The World Trade Center was an integral part of my life, and of my New York.

Until the day it wasn’t.

Photo by Andrea Booher/ FEMA Photo News

Ten years now. It seems a bit unreal that it has been so long, when I can still close my eyes and go back into the utter horror and chaos and fear that was 9/11/01. I try not to, though. Even ten years later, the memories are too vivid and painful to spend much time revisiting them.

I’m not going to write about that day. I could call up the memories, put them down here, but my story is a simple one, shared by thousands of others, both too commonplace and too painful to retell. Some year, perhaps, I’ll write it all down, but not this year.

This tenth anniversary finds me outside the USA, and I have very mixed feelings about that. On the one hand, I feel like I should be at home, honoring the day in some solemn and proper way. I’m reasonably confident there will be nothing untoward today, but there’s that nagging “what if” that makes me think not being home is a bad idea. On the other hand, I have a job to do and places to be.
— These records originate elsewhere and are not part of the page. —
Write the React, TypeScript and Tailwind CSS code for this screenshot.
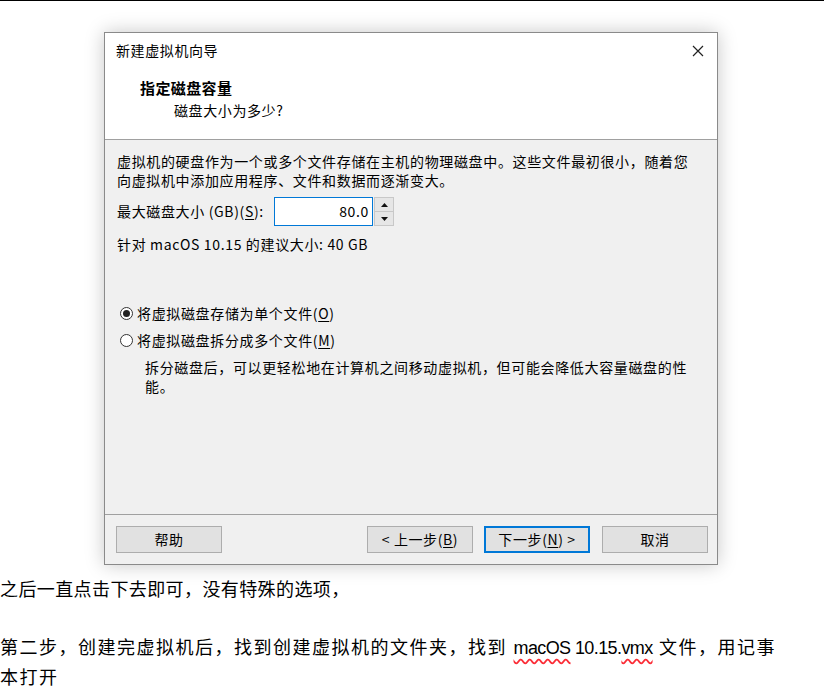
const dlgFont = { fontFamily: '"Noto Sans CJK SC", "Liberation Sans", sans-serif' }
const docFont = { fontFamily: '"Liberation Sans", "Noto Sans CJK SC", sans-serif' }

function U({ children }: { children: string }) {
  return <span className="underline underline-offset-2">{children}</span>
}

function Radio({ checked }: { checked?: boolean }) {
  return (
    <span className="w-[13px] h-[13px] rounded-full border border-[#333] bg-white flex items-center justify-center shrink-0">
      {checked && <span className="w-[7px] h-[7px] rounded-full bg-[#222]" />}
    </span>
  )
}

function Btn({ children, primary }: { children: React.ReactNode; primary?: boolean }) {
  return (
    <button
      className={
        'w-[106px] h-[27px] bg-[#e1e1e1] text-[14px] tracking-[0.6px] text-black flex items-center justify-center ' +
        (primary ? 'border-2 border-[#0078d7]' : 'border border-[#adadad]')
      }
    >
      {children}
    </button>
  )
}

function Dialog() {
  return (
    <div
      className="ml-[104px] mt-[31px] w-[614px] h-[533px] border border-[#8a8a8a] bg-[#f0f0f0] flex flex-col shadow-[0_0_18px_rgba(0,0,0,0.22)] text-black"
      style={dlgFont}
    >
      {/* header */}
      <div className="h-[107px] bg-white border-b border-[#a0a0a0] flex flex-col">
        <div className="flex items-center justify-between pt-[9px] pl-[11px] pr-[13px] h-[25px]">
          <span className="text-[14px] leading-[16px] tracking-[0.6px]">新建虚拟机向导</span>
          <svg width="12" height="12" viewBox="0 0 12 12" className="mt-[2px]">
            <path d="M1 1 L11 11 M11 1 L1 11" stroke="#222" strokeWidth="1.2" />
          </svg>
        </div>
        <div className="pl-[35px] mt-[21px] text-[15px] leading-[18px] font-bold tracking-[0.4px]">指定磁盘容量</div>
        <div className="pl-[69px] mt-[4px] text-[14px] leading-[18px] tracking-[0.6px]">磁盘大小为多少?</div>
      </div>

      {/* body */}
      <div className="h-[375px] border-b border-[#a0a0a0] pl-[12px] pt-[12px] text-[14px] leading-[19px] tracking-[0.65px]">
        <p>虚拟机的硬盘作为一个或多个文件存储在主机的物理磁盘中。这些文件最初很小，随着您</p>
        <p>向虚拟机中添加应用程序、文件和数据而逐渐变大。</p>

        <div className="flex items-center mt-[7px] h-[29px]">
          <span className="w-[157px]">
            最大磁盘大小 (GB)(<U>S</U>):
          </span>
          <div className="w-[99px] h-[29px] bg-white border border-[#0078d7] flex items-center justify-end pr-[3px] text-[14px]">
            80.0
          </div>
          <div className="w-[20px] h-[29px] ml-px border border-[#c8c8c8] bg-[#e6e6e6] flex flex-col">
            <div className="flex-1 border-b border-[#c8c8c8] flex items-center justify-center">
              <svg width="7" height="4" viewBox="0 0 7 4">
                <path d="M0 4 L3.5 0 L7 4 Z" fill="#111" />
              </svg>
            </div>
            <div className="flex-1 flex items-center justify-center">
              <svg width="7" height="4" viewBox="0 0 7 4">
                <path d="M0 0 L3.5 4 L7 0 Z" fill="#111" />
              </svg>
            </div>
          </div>
        </div>

        <p className="mt-[9px]">针对 macOS 10.15 的建议大小: 40 GB</p>

        <div className="mt-[50px] flex items-center gap-[4px] pl-[3px]">
          <Radio checked />
          <span>
            将虚拟磁盘存储为单个文件(<U>O</U>)
          </span>
        </div>
        <div className="mt-[8px] flex items-center gap-[4px] pl-[3px]">
          <Radio />
          <span>
            将虚拟磁盘拆分成多个文件(<U>M</U>)
          </span>
        </div>
        <div className="mt-[8px] pl-[28px] leading-[19px]">
          <p>拆分磁盘后，可以更轻松地在计算机之间移动虚拟机，但可能会降低大容量磁盘的性</p>
          <p>能。</p>
        </div>
      </div>

      {/* footer */}
      <div className="flex-1 flex items-start pt-[11px] pl-[11px] pr-[9px]">
        <Btn>帮助</Btn>
        <div className="flex-1" />
        <div className="flex gap-[11px]">
          <Btn>
            &lt; 上一步(<U>B</U>)
          </Btn>
          <Btn primary>
            下一步(<U>N</U>) &gt;
          </Btn>
          <div className="ml-px">
            <Btn>取消</Btn>
          </div>
        </div>
      </div>
    </div>
  )
}

export default function App() {
  return (
    <div className="w-[824px] h-[693px] bg-white overflow-hidden flex flex-col">
      <div className="h-px bg-black w-full" />
      <Dialog />
      <div className="text-[18px] leading-[30px] text-black" style={docFont}>
        <p className="mt-[10px] tracking-[0.4px]">之后一直点击下去即可，没有特殊的选项，</p>
        <p className="mt-[28px] tracking-[1.5px]">
          第二步，创建完虚拟机后，找到创建虚拟机的文件夹，找到{' '}
          <span className="tracking-[-0.6px]">
            <span className="underline decoration-wavy decoration-red-500 underline-offset-4">macOS</span> 10.15.
            <span className="underline decoration-wavy decoration-red-500 underline-offset-4">vmx</span>
          </span>{' '}
          文件，用记事
          <br />
          本打开
        </p>
      </div>
    </div>
  )
}
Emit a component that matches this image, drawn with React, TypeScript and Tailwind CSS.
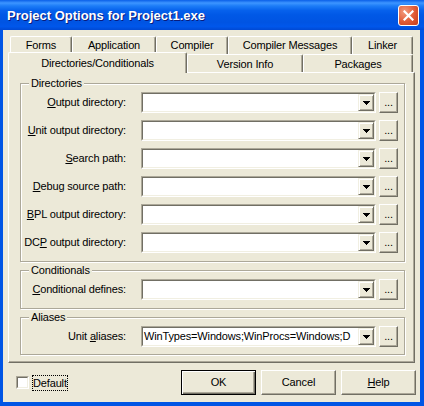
import React from 'react';
import clsx from 'clsx';

// Project Options dialog - XP caption with classic 3D controls inside
function Tab({ children, className, selected }: { children: React.ReactNode; className: string; selected?: boolean }) {
  return (
    <div
      className={clsx(
        'flex shrink-0 items-center justify-center whitespace-nowrap rounded-t-[2px] border-t border-l border-r border-t-white border-l-white border-r-[#716F64] bg-[#ECE9D8] shadow-[inset_-1px_0_0_#ACA899]',
        selected ? 'relative z-10 -mb-[1px] h-[21px]' : 'h-[18px]',
        className,
      )}
    >
      {children}
    </div>
  );
}

function DropButton() {
  return (
    <div className="flex h-full w-[16px] shrink-0 items-center justify-center border border-t-[#F1EFE2] border-l-[#F1EFE2] border-r-[#716F64] border-b-[#716F64] bg-[#ECE9D8] shadow-[inset_1px_1px_0_#fff,inset_-1px_-1px_0_#ACA899]">
      <svg width="7" height="4" viewBox="0 0 7 4" shapeRendering="crispEdges">
        <path d="M0 0h7v1h-1v1h-1v1h-1v1h-1v-1h-1v-1h-1v-1h-1z" fill="#000" />
      </svg>
    </div>
  );
}

function Combo({ value }: { value?: string }) {
  return (
    <div className="flex h-[21px] w-[235px] shrink-0 border border-t-[#ACA899] border-l-[#ACA899] border-r-white border-b-white">
      <div className="flex min-w-0 flex-1 border border-t-[#716F64] border-l-[#716F64] border-r-[#F1EFE2] border-b-[#F1EFE2] bg-white">
        <div className="flex min-w-0 flex-1 items-center overflow-hidden whitespace-nowrap pl-[1px]">{value}</div>
        <DropButton />
      </div>
    </div>
  );
}

function DotsButton() {
  return (
    <div className="ml-[3px] flex h-[21px] w-[19px] shrink-0 items-center justify-center border border-t-white border-l-white border-r-[#716F64] border-b-[#716F64] bg-[#ECE9D8] shadow-[inset_-1px_-1px_0_#ACA899]">
      ...
    </div>
  );
}

function Row({ label, value }: { label: React.ReactNode; value?: string }) {
  return (
    <div className="flex h-[21px] items-center">
      <div className="w-[105px] shrink-0 whitespace-nowrap text-right">{label}</div>
      <div className="ml-[15px]">
        <Combo value={value} />
      </div>
      <DotsButton />
    </div>
  );
}

function GroupBox({ title, children, className }: { title: string; children: React.ReactNode; className?: string }) {
  return (
    <fieldset className={clsx('ml-[11px] w-[385px] border border-[#ACA899] shadow-[inset_1px_1px_0_#fff,1px_1px_0_#fff]', className)}>
      <legend className="ml-[8px] bg-[#ECE9D8] px-[2px] leading-[13px]">{title}</legend>
      {children}
    </fieldset>
  );
}

function PushButton({ children, isDefault }: { children: React.ReactNode; isDefault?: boolean }) {
  return (
    <button
      type="button"
      className={clsx(
        'flex h-[25px] w-[75px] items-center justify-center bg-[#ECE9D8]',
        isDefault
          ? 'border border-black shadow-[inset_1px_1px_0_#fff,inset_-1px_-1px_0_#716F64,inset_-2px_-2px_0_#ACA899]'
          : 'border border-t-white border-l-white border-r-[#716F64] border-b-[#716F64] shadow-[inset_-1px_-1px_0_#ACA899]',
      )}
    >
      {children}
    </button>
  );
}

const U = ({ children }: { children: React.ReactNode }) => <span className="underline">{children}</span>;

export default function App() {
  return (
    <div className="flex h-[406px] w-[424px] flex-col bg-[#0055E5] font-['Liberation_Sans',Arial,sans-serif] text-[11px] leading-[13px] tracking-[-0.15px] text-black">
      {/* caption */}
      <div className="flex h-[30px] shrink-0 items-center justify-between bg-[linear-gradient(180deg,#0A5FE8_0%,#3D95FF_10%,#1C7CF7_20%,#0661EC_35%,#0058E6_50%,#0054E3_75%,#0057EB_88%,#0049D4_100%)] pl-[7px] pr-[5px]">
        <span className="text-[13px] font-bold tracking-normal text-white [text-shadow:1px_1px_0_#0A1B7A]">Project Options for Project1.exe</span>
        <div className="flex h-[21px] w-[21px] items-center justify-center rounded-[3px] border border-white bg-[radial-gradient(circle_at_30%_30%,#F39A7D,#E05A35_55%,#C43C1C)]">
          <svg width="11" height="11" viewBox="0 0 11 11">
            <path d="M1.5 1.5l8 8M9.5 1.5l-8 8" stroke="#fff" strokeWidth="2.2" strokeLinecap="square" />
          </svg>
        </div>
      </div>

      {/* frame */}
      <div className="flex flex-1 flex-col pl-[3px] pr-[4px] pb-[4px]">
        <div className="flex flex-1 flex-col bg-[#ECE9D8] pl-[5px] pr-[4px] pt-[6px]">
          {/* tabs */}
          <div className="flex h-[18px] pl-[2px]">
            <Tab className="w-[62px]">Forms</Tab>
            <Tab className="w-[84px]">Application</Tab>
            <Tab className="w-[72px]">Compiler</Tab>
            <Tab className="w-[124px]">Compiler Messages</Tab>
            <Tab className="w-[61px]">Linker</Tab>
          </div>
          <div className="flex h-[18px] items-end">
            <Tab className="w-[179px]" selected>Directories/Conditionals</Tab>
            <Tab className="w-[116px] pt-[1px]">Version Info</Tab>
            <Tab className="w-[110px] pt-[1px]">Packages</Tab>
          </div>

          {/* page */}
          <div className="flex h-[291px] w-[407px] flex-col border border-t-white border-l-white border-r-[#716F64] border-b-[#716F64] shadow-[inset_-1px_-1px_0_#ACA899]">
            <GroupBox title="Directories" className="mt-[4px]">
              <div className="flex flex-col gap-[7px] pt-[2px] pb-[8px]">
                <Row label={<><U>O</U>utput directory:</>} />
                <Row label={<><U>U</U>nit output directory:</>} />
                <Row label={<><U>S</U>earch path:</>} />
                <Row label={<><U>D</U>ebug source path:</>} />
                <Row label={<><U>B</U>PL output directory:</>} />
                <Row label={<>DC<U>P</U> output directory:</>} />
              </div>
            </GroupBox>
            <GroupBox title="Conditionals" className="mt-[2px]">
              <div className="pt-[2px] pb-[8px]">
                <Row label={<><U>C</U>onditional defines:</>} />
              </div>
            </GroupBox>
            <GroupBox title="Aliases" className="mt-[2px]">
              <div className="pt-[2px] pb-[7px]">
                <Row label={<>Unit <U>a</U>liases:</>} value="WinTypes=Windows;WinProcs=Windows;D" />
              </div>
            </GroupBox>
          </div>

          {/* bottom bar */}
          <div className="mt-[7px] flex h-[25px] items-center">
            <div className="ml-[8px] h-[13px] w-[13px] border border-t-[#ACA899] border-l-[#ACA899] border-r-white border-b-white">
              <div className="h-full w-full border border-t-[#716F64] border-l-[#716F64] border-r-[#F1EFE2] border-b-[#F1EFE2] bg-white" />
            </div>
            <div className="ml-[3px] border border-dotted border-black leading-[14px]">Default</div>
            <div className="ml-auto flex">
              <PushButton isDefault>OK</PushButton>
              <div className="ml-[5px]">
                <PushButton>Cancel</PushButton>
              </div>
              <div className="ml-[5px]">
                <PushButton><U>H</U>elp</PushButton>
              </div>
            </div>
          </div>
        </div>
      </div>
    </div>
  );
}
And then, there’s Kath. I’m in the country of her birth today.

For the first year or so after 9/11, not a day went by that I didn’t think of Kath. 10 years later, I don’t. But even so, in a way, I feel that I’m living for both of us. Or perhaps a better way of saying it is that I feel a responsibility to use this time that I have, which she did not get, in a way that honors her.

If there’s any lesson to be drawn from 9/11, it is that you can never give in to those who want to bring horror and sorrow and pain into the hearts of others. You must life your life to the fullest rather than embrace fear.

I try to remember that. For Kath, and for the 343, and for all the others whose lives ended so terribly and so suddenly, ten years ago today.